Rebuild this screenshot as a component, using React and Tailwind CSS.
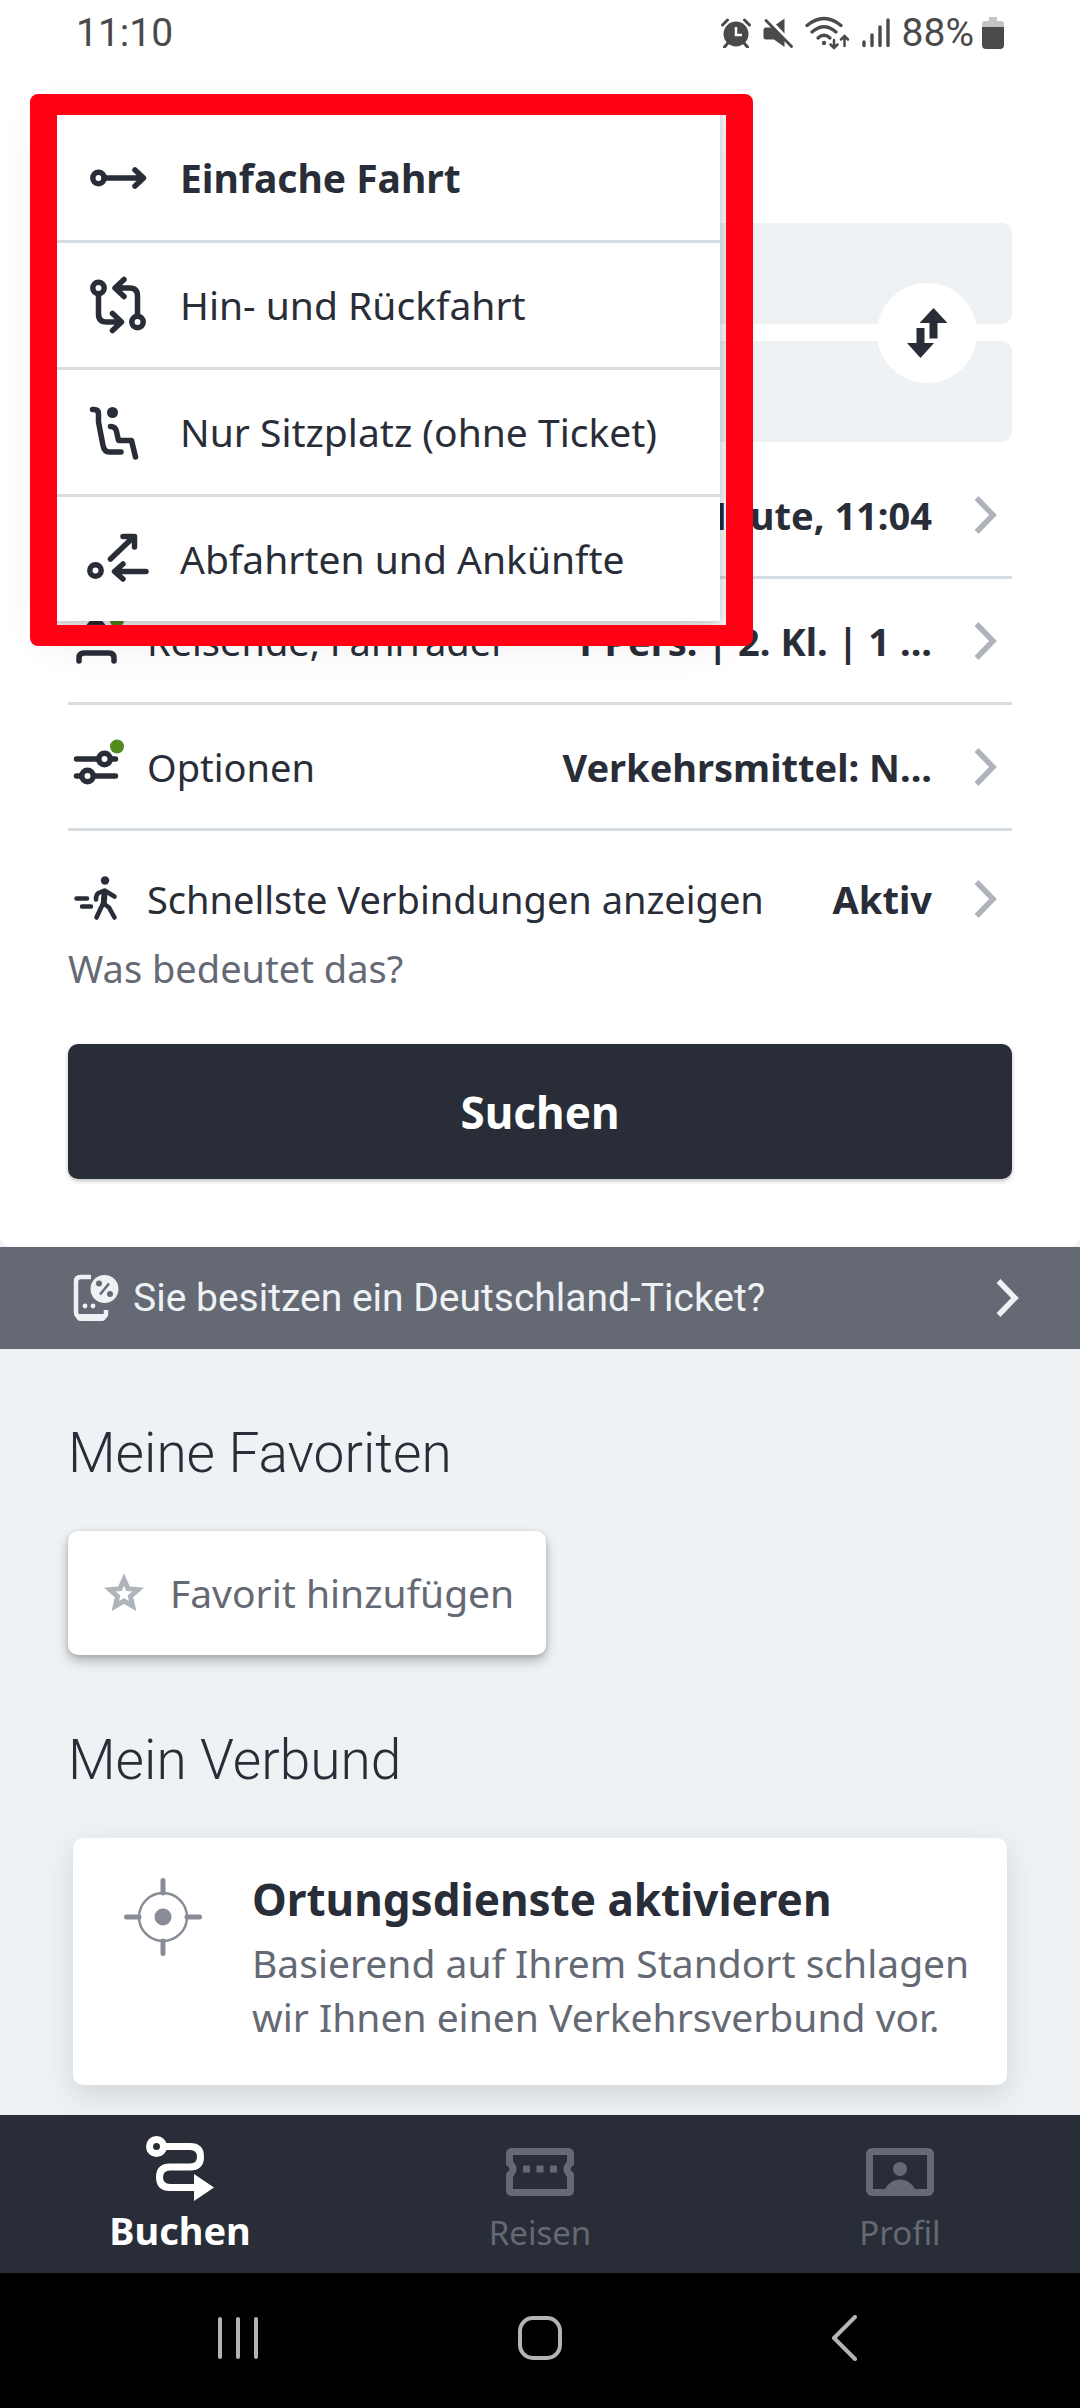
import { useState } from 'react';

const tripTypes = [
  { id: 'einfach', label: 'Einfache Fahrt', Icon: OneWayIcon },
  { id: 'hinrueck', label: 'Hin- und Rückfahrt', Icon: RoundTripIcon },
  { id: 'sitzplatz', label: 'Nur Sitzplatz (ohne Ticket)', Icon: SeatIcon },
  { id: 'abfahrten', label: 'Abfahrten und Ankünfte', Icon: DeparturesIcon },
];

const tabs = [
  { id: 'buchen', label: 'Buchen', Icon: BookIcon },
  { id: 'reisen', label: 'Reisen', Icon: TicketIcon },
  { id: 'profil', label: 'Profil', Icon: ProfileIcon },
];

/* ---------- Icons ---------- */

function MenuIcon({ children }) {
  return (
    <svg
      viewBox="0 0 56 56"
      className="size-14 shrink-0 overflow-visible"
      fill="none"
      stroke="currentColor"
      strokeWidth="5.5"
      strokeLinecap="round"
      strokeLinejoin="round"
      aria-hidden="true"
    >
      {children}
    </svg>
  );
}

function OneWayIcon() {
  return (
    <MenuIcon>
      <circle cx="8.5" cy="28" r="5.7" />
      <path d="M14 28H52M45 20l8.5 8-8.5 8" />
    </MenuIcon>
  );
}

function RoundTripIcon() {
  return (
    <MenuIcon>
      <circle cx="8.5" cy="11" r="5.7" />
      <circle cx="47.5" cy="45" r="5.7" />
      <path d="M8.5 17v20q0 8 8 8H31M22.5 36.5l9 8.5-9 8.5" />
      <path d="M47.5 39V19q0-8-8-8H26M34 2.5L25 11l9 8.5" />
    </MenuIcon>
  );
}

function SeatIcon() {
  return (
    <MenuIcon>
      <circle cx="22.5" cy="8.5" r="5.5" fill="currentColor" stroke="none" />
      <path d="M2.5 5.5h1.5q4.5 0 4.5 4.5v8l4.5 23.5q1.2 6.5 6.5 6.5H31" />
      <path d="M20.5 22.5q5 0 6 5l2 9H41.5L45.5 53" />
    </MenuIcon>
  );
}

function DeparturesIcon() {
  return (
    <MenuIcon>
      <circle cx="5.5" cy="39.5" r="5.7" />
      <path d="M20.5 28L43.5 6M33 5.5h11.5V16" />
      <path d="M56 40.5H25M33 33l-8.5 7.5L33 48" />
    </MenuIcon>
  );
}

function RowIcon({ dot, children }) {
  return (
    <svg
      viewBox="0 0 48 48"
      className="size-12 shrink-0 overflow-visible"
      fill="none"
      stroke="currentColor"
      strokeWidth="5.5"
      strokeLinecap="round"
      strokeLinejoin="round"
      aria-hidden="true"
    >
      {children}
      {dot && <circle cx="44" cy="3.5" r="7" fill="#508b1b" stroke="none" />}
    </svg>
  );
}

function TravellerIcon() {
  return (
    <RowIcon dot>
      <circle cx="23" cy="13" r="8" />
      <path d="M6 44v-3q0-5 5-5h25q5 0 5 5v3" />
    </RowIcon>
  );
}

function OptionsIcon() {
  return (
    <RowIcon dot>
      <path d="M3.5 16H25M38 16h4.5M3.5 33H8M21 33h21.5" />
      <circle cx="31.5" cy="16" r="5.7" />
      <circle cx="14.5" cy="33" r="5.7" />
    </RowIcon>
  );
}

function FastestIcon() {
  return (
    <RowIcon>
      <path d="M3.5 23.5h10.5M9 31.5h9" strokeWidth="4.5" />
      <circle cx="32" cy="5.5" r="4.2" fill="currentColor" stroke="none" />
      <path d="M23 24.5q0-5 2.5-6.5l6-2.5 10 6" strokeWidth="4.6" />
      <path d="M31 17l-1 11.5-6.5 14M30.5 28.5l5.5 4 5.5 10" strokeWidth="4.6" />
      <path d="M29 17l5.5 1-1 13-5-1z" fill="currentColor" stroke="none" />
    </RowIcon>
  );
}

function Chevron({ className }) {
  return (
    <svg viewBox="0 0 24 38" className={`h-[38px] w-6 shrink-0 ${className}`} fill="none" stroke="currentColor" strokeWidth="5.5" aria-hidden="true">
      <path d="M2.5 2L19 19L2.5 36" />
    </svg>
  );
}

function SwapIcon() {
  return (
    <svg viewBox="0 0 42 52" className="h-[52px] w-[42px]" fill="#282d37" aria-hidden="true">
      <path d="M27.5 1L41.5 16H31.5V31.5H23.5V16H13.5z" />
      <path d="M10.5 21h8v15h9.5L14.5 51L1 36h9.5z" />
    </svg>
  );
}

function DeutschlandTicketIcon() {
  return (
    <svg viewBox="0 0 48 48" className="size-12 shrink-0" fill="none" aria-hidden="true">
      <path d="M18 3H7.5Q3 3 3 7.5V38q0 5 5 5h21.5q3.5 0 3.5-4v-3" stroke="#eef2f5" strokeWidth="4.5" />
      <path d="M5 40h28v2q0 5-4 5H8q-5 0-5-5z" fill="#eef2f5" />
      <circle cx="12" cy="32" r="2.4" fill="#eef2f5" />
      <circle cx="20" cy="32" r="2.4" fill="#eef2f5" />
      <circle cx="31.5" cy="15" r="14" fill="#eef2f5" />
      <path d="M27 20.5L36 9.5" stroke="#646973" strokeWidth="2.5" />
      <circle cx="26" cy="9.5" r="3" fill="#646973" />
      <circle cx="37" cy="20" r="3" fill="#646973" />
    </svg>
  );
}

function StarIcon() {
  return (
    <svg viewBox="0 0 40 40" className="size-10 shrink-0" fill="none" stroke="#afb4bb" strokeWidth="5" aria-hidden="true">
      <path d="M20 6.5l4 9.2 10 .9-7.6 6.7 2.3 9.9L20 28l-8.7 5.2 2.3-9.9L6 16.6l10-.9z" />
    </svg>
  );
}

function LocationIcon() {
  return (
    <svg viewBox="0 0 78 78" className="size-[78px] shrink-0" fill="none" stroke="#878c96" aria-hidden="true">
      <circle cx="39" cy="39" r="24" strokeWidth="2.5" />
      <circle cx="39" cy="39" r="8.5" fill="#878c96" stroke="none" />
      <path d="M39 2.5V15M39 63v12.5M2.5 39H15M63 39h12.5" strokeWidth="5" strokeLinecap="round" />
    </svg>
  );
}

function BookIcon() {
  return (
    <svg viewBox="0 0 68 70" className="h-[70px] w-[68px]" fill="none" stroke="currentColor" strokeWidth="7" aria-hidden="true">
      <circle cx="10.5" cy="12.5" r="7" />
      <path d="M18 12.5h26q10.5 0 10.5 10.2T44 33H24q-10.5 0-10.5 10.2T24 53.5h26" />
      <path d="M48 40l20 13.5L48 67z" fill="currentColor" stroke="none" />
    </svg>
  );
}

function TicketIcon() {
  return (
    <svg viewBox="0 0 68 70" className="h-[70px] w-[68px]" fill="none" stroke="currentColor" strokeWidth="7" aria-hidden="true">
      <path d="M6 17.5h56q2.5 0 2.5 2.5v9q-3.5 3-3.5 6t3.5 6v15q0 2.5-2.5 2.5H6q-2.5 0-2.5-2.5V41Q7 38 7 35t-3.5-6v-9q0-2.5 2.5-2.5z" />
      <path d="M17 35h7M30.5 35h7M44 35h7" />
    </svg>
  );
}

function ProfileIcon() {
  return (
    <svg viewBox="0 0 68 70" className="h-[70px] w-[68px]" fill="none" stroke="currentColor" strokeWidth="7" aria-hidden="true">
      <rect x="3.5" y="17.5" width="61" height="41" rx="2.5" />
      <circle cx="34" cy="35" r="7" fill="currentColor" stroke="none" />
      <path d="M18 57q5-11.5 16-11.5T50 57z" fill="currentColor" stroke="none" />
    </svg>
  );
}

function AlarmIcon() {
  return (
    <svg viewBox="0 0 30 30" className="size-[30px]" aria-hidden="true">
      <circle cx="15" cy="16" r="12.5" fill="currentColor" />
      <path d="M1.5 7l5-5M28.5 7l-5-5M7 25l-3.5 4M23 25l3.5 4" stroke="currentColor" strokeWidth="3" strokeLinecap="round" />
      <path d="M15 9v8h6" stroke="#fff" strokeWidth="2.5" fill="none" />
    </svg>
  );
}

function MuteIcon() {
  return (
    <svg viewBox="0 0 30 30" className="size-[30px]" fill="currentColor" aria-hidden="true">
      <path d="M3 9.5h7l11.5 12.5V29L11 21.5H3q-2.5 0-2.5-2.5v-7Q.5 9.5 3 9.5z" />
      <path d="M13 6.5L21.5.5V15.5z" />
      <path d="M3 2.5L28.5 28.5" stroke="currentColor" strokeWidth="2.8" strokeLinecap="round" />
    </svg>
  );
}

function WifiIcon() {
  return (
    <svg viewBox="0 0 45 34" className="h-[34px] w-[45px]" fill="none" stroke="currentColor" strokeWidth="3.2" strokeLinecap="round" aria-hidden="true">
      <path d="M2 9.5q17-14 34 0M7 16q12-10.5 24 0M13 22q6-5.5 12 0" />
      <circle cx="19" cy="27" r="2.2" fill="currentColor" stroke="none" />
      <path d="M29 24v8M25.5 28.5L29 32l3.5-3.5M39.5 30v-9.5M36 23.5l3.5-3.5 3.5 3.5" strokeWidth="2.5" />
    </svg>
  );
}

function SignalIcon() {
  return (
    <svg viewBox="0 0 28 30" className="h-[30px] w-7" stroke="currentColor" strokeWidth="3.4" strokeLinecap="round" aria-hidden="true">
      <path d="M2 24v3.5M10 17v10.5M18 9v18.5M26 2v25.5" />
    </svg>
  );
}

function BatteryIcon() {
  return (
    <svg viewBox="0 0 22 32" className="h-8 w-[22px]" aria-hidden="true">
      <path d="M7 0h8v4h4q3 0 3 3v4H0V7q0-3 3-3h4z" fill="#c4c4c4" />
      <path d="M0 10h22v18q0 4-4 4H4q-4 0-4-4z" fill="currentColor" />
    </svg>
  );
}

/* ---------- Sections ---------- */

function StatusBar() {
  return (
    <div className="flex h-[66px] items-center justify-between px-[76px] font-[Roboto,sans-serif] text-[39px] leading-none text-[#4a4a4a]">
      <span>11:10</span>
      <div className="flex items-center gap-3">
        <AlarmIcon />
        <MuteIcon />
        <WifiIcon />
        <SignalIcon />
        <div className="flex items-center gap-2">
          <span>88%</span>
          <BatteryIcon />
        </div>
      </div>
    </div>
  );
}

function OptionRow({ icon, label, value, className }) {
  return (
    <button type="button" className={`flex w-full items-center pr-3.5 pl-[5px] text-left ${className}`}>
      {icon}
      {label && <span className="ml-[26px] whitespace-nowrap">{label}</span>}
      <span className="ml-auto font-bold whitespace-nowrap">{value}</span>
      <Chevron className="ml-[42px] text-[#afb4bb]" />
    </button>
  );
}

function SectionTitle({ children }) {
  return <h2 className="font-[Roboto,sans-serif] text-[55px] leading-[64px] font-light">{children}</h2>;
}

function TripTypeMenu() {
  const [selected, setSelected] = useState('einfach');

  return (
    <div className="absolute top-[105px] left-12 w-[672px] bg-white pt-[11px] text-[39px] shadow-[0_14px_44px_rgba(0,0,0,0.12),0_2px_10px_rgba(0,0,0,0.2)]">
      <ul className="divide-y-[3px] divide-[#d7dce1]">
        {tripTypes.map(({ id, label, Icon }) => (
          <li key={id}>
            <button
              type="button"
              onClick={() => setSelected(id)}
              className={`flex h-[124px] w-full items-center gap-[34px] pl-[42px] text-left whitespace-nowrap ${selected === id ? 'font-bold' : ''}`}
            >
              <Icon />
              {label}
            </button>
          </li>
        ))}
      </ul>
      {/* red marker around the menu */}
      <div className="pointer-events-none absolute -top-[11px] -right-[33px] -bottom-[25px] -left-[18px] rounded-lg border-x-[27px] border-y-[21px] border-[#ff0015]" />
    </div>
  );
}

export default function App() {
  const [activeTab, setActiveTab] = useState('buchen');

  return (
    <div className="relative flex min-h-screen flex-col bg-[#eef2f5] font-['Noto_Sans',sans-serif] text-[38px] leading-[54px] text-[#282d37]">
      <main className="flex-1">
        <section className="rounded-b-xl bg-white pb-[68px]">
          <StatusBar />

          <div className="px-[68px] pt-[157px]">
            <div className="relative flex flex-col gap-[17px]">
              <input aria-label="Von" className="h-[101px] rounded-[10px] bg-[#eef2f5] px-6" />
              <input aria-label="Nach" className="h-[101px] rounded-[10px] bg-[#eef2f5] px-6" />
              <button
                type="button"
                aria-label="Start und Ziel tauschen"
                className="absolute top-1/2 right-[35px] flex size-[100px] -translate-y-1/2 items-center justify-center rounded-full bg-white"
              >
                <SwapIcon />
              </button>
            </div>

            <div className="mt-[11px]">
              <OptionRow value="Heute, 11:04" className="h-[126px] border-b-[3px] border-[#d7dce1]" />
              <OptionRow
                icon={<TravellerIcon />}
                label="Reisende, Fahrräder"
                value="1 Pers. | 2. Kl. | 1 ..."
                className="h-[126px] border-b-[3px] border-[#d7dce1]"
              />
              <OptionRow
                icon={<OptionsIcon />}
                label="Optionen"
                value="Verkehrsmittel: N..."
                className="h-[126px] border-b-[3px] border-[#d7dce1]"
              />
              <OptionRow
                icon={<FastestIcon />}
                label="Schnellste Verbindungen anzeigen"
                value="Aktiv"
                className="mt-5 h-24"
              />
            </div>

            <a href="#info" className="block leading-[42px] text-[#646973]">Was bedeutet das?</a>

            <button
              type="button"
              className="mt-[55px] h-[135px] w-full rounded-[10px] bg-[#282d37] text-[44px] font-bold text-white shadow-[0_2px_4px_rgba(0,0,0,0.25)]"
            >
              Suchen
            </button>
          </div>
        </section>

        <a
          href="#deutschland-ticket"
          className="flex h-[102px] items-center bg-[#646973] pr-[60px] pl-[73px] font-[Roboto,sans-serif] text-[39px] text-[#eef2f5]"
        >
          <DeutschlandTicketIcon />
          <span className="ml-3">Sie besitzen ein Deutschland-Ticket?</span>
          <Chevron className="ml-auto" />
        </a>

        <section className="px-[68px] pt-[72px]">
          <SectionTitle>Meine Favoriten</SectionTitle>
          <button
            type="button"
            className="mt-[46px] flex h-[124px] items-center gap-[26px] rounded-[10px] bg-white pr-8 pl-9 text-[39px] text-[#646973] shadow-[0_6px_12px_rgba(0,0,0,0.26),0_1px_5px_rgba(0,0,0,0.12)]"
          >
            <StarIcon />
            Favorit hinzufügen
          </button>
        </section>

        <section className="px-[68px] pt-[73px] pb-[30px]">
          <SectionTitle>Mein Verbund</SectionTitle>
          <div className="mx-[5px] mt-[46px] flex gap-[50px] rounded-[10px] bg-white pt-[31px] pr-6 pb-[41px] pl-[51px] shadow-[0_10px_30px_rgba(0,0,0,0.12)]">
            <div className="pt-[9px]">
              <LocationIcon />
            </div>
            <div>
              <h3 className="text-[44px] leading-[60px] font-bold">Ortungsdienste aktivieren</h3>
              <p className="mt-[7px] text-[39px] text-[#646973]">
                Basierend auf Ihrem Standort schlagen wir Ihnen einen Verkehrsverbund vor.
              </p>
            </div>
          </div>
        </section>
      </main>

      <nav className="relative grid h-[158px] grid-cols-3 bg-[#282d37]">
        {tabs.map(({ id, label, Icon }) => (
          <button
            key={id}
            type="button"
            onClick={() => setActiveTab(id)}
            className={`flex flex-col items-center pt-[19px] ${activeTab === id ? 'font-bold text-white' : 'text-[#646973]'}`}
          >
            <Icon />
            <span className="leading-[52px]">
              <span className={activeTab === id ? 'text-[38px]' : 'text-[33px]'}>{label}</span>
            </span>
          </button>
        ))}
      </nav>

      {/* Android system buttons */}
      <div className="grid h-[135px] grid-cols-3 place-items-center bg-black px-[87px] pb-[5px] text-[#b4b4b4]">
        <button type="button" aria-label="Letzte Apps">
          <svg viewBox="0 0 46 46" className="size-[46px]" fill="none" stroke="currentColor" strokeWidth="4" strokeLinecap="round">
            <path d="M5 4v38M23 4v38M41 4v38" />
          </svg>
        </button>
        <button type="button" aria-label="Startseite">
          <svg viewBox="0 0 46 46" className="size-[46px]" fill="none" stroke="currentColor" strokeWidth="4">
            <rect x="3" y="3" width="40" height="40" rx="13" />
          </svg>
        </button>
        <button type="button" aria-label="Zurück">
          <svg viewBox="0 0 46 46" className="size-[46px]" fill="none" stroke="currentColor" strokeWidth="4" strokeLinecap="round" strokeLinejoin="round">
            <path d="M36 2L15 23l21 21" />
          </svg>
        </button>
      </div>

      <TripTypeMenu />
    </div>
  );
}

§

◆ **Exercise directions**
Begin at the top of the material above and output each line exactly, stopping after the line that holds "Icons ---------- */". Leave out pictures.

◆ **Reply**
Rebuild this screenshot as a component, using React and Tailwind CSS.
import { useState } from 'react';

const tripTypes = [
  { id: 'einfach', label: 'Einfache Fahrt', Icon: OneWayIcon },
  { id: 'hinrueck', label: 'Hin- und Rückfahrt', Icon: RoundTripIcon },
  { id: 'sitzplatz', label: 'Nur Sitzplatz (ohne Ticket)', Icon: SeatIcon },
  { id: 'abfahrten', label: 'Abfahrten und Ankünfte', Icon: DeparturesIcon },
];

const tabs = [
  { id: 'buchen', label: 'Buchen', Icon: BookIcon },
  { id: 'reisen', label: 'Reisen', Icon: TicketIcon },
  { id: 'profil', label: 'Profil', Icon: ProfileIcon },
];

/* ---------- Icons ---------- */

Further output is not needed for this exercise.